Choosing to sell an investment comes with its fair share of short and long-term consequences, for better or for worse. It’s important for investors to assess what these consequences may be, and to make sure that they’re willing to accept them.

Understanding short term and long term consequences
Every decision an investor makes comes with immediate consequences, as well as consequences that materialize down the road. An investor needs to ask themselves if they’re willing to accept these consequences.

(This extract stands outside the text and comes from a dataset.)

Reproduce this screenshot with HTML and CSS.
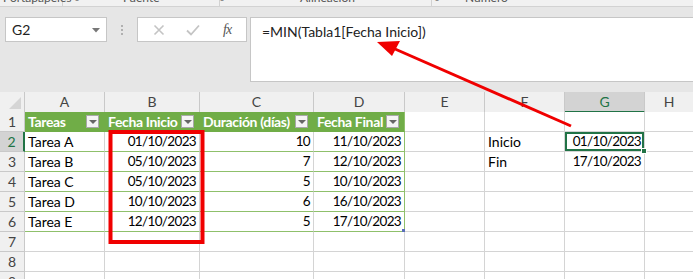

Nobody knows with certainty what will happen in the future, but that’s not the point of long-term thinking. Rather, the idea is to force someone to stop and make sure that what they’re about to do doesn’t have the potential to come back and bite them in the rear someday.

Wrapping Up

Selling an investment is an action most investors may one day need to consider. If investors are highly meticulous before deciding to pursue an investment, then it makes sense to apply the same level of diligence before deciding to sell. After all, one bad buy or sell decision can lead to some very serious damage to your portfolio.

Therefore, before deciding to sell, there are a few things investors may want to ask themselves to ensure they’re making the right call.

“Am I selling because it’s the logical thing to do?”, “Is selling really the best option to pursue at the moment?”, “How do I plan to compensate for the investment(s) I will sell?”

Regardless of what questions an investor chooses to ask, the important thing is they get their critical thinking going to make sure that what they’re about to do is the best option possible. Every decision comes with short and long-term consequences, so when deciding to sell, an investor better make sure that they’re prepared to face whatever consequences their decision may entail.